======== DATA LISTING

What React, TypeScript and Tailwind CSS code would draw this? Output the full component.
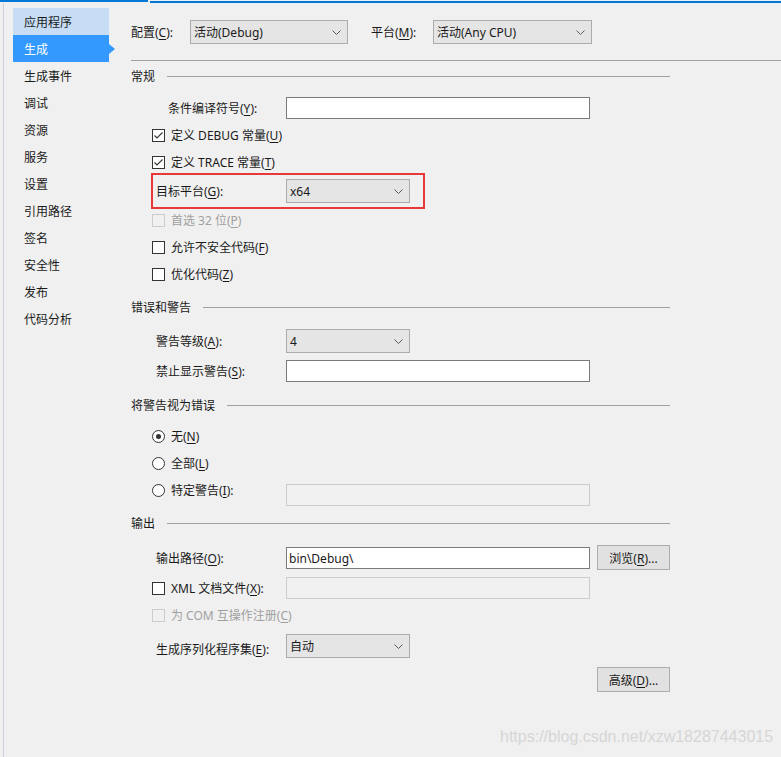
import React from 'react';

const NAV = ['应用程序', '生成', '生成事件', '调试', '资源', '服务', '设置', '引用路径', '签名', '安全性', '发布', '代码分析'];

// access key letter, underlined like a WinForms label
function K({ c }: { c: string }) {
  return <span className="underline underline-offset-2">{c}</span>;
}

function Chevron() {
  return (
    <svg width="9" height="5" viewBox="0 0 9 5" className="shrink-0">
      <path d="M0.5 0.5 L4.5 4.5 L8.5 0.5" fill="none" stroke="#5a5a5a" strokeWidth="1" />
    </svg>
  );
}

function Dropdown({ value, className }: { value: string; className: string }) {
  return (
    <div className={`h-[24px] bg-[#e5e5e5] border border-[#acacac] flex items-center justify-between pl-[3px] pr-[6px] ${className}`}>
      <span className="pt-[2px]">{value}</span>
      <Chevron />
    </div>
  );
}

function TextBox({ value = '', disabled = false }: { value?: string; disabled?: boolean }) {
  return (
    <div
      className={`w-[304px] h-[22px] flex items-center px-[2px] border ${
        disabled ? 'bg-[#f0f0f0] border-[#cccccc]' : 'bg-white border-[#7a7a7a]'
      }`}
    >
      <span className="pt-[2px]">{value}</span>
    </div>
  );
}

function Button({ children }: { children: React.ReactNode }) {
  return (
    <div className="w-[73px] h-[25px] bg-[#e1e1e1] border border-[#adadad] flex items-center justify-center">
      <span className="pt-[2px]">{children}</span>
    </div>
  );
}

function CheckBox({ checked = false, disabled = false }: { checked?: boolean; disabled?: boolean }) {
  return (
    <div
      className={`w-[13px] h-[13px] shrink-0 border flex items-center justify-center ${
        disabled ? 'border-[#cccccc] bg-[#f0f0f0]' : 'border-[#333333] bg-white'
      }`}
    >
      {checked && (
        <svg width="11" height="11" viewBox="0 0 11 11">
          <path d="M1.5 5.5 L4 8 L9.5 2.5" fill="none" stroke="#333333" strokeWidth="1.1" />
        </svg>
      )}
    </div>
  );
}

function Radio({ checked = false }: { checked?: boolean }) {
  return (
    <div className="w-[13px] h-[13px] shrink-0 rounded-full border border-[#333333] bg-white flex items-center justify-center">
      {checked && <div className="w-[5px] h-[5px] rounded-full bg-[#333333]" />}
    </div>
  );
}

function CheckRow({ children, checked, disabled, className = '' }: { children: React.ReactNode; checked?: boolean; disabled?: boolean; className?: string }) {
  return (
    <div className={`h-[22px] pl-[21px] flex items-center gap-[6px] ${disabled ? 'text-[#a0a0a0]' : ''} ${className}`}>
      <CheckBox checked={checked} disabled={disabled} />
      <span className="pt-[2px]">{children}</span>
    </div>
  );
}

function Section({ title, className = '' }: { title: string; className?: string }) {
  return (
    <div className={`w-[539px] h-[16px] flex items-center ${className}`}>
      <span className="pt-[2px]">{title}</span>
      <div className="ml-3 flex-1 h-px bg-[#a0a0a0]" />
    </div>
  );
}

export default function App() {
  return (
    <div className="relative w-[781px] h-[757px] overflow-hidden bg-[#f0f0f0] text-[12px] leading-none text-[#1a1a1a] font-['Noto_Sans','Noto_Sans_CJK_SC',sans-serif]">
      {/* top accent */}
      <div className="flex items-start h-[3px]">
        <div className="w-[148px] h-[2px] bg-[#0078d7]" />
        <div className="ml-[2px] mt-[1px] flex-1 h-[2px] bg-[#0078d7]" />
      </div>

      <div className="flex h-[754px]">
        {/* sidebar */}
        <div className="w-[116px] shrink-0 ml-[3px] border-l border-[#cfd0dc] pl-[9px] pt-[5px]">
          {NAV.map((n, i) => (
            <div
              key={n}
              className={`relative w-[96px] h-[27px] pl-[11px] flex items-center ${
                i === 0 ? 'bg-[#c7ddf5]' : i === 1 ? 'bg-[#3399ff] text-white' : ''
              }`}
            >
              <span className="pt-[2px]">{n}</span>
              {i === 1 && (
                <div className="absolute right-[-6px] top-[9px] w-0 h-0 border-y-[5px] border-y-transparent border-l-[6px] border-l-[#3399ff]" />
              )}
            </div>
          ))}
        </div>

        {/* main */}
        <div className="flex-1 pl-[12px] pt-[17px]">
          <div className="h-[24px] flex items-center">
            <span className="w-[59px] pt-[2px]">配置(<K c="C" />):</span>
            <Dropdown value="活动(Debug)" className="w-[158px]" />
            <span className="ml-[23px] w-[62px] pt-[2px]">平台(<K c="M" />):</span>
            <Dropdown value="活动(Any CPU)" className="w-[159px]" />
          </div>
          <div className="mt-[16px] h-px bg-[#a0a0a0]" />

          <Section title="常规" className="mt-[7px]" />
          <div className="mt-[13px] h-[22px] flex items-center">
            <span className="pl-[37px] w-[155px] pt-[2px]">条件编译符号(<K c="Y" />):</span>
            <TextBox />
          </div>
          <CheckRow checked className="mt-[5px]">定义 DEBUG 常量(<K c="U" />)</CheckRow>
          <CheckRow checked className="mt-[5px]">定义 TRACE 常量(<K c="T" />)</CheckRow>
          <div className="ml-[20px] w-[274px] h-[36px] border-2 border-[#e8393a] flex items-center pl-[3px]">
            <span className="w-[130px] pt-[2px]">目标平台(<K c="G" />):</span>
            <Dropdown value="x64" className="w-[124px]" />
          </div>
          <CheckRow disabled>首选 32 位(<K c="P" />)</CheckRow>
          <CheckRow className="mt-[5px]">允许不安全代码(<K c="F" />)</CheckRow>
          <CheckRow className="mt-[5px]">优化代码(<K c="Z" />)</CheckRow>

          <Section title="错误和警告" className="mt-[14px]" />
          <div className="mt-[14px] h-[24px] flex items-center pl-[25px]">
            <span className="w-[130px] pt-[2px]">警告等级(<K c="A" />):</span>
            <Dropdown value="4" className="w-[124px]" />
          </div>
          <div className="mt-[7px] h-[22px] flex items-center pl-[25px]">
            <span className="w-[130px] pt-[2px]">禁止显示警告(<K c="S" />):</span>
            <TextBox />
          </div>

          <Section title="将警告视为错误" className="mt-[15px]" />
          <div className="mt-[12px] h-[22px] pl-[21px] flex items-center gap-[6px]">
            <Radio checked />
            <span className="pt-[2px]">无(<K c="N" />)</span>
          </div>
          <div className="mt-[5px] h-[22px] pl-[21px] flex items-center gap-[6px]">
            <Radio />
            <span className="pt-[2px]">全部(<K c="L" />)</span>
          </div>
          <div className="mt-[10px] h-[22px] pl-[21px] flex items-center">
            <div className="w-[134px] flex items-center gap-[6px] mb-[10px]">
              <Radio />
              <span className="pt-[2px]">特定警告(<K c="I" />):</span>
            </div>
            <TextBox disabled />
          </div>

          <Section title="输出" className="mt-[9px]" />
          <div className="mt-[14px] h-[25px] flex items-center pl-[25px]">
            <span className="w-[130px] pt-[2px]">输出路径(<K c="O" />):</span>
            <TextBox value="bin\Debug\" />
            <div className="ml-[7px]">
              <Button>浏览(<K c="R" />)...</Button>
            </div>
          </div>
          <div className="mt-[7px] h-[22px] pl-[21px] flex items-center">
            <div className="w-[134px] flex items-center gap-[6px]">
              <CheckBox />
              <span className="pt-[2px]">XML 文档文件(<K c="X" />):</span>
            </div>
            <TextBox disabled />
          </div>
          <CheckRow disabled className="mt-[5px]">为 COM 互操作注册(<K c="C" />)</CheckRow>
          <div className="mt-[8px] h-[24px] flex items-center pl-[25px]">
            <span className="w-[130px] pt-[8px]">生成序列化程序集(<K c="E" />):</span>
            <Dropdown value="自动" className="w-[124px]" />
          </div>
          <div className="mt-[9px] pl-[466px]">
            <Button>高级(<K c="D" />)...</Button>
          </div>
        </div>
      </div>

      {/* csdn watermark */}
      <div className="absolute left-[500px] top-[729px] text-[16px] text-[#d6d6d6] font-['Liberation_Sans',Arial,sans-serif]">
        https://blog.csdn.net/xzw18287443015
      </div>
    </div>
  );
}
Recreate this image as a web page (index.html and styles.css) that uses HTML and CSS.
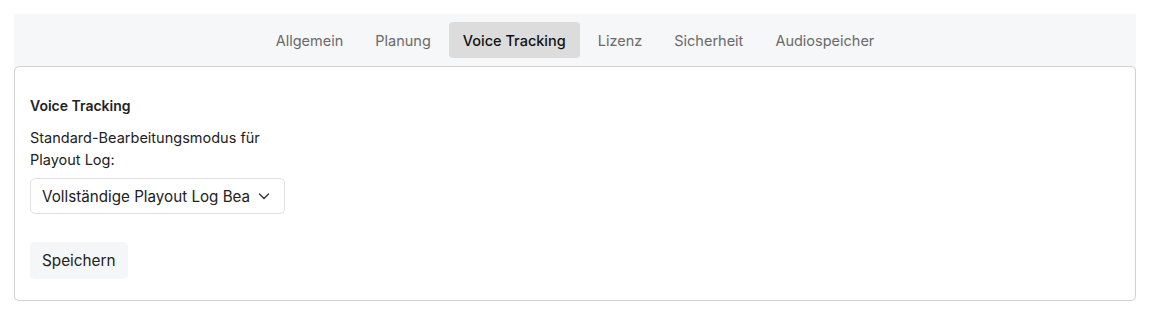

================

State how many lines of the entries above include the word "React", offering no text other than the number.

ANSWER IN FULL
4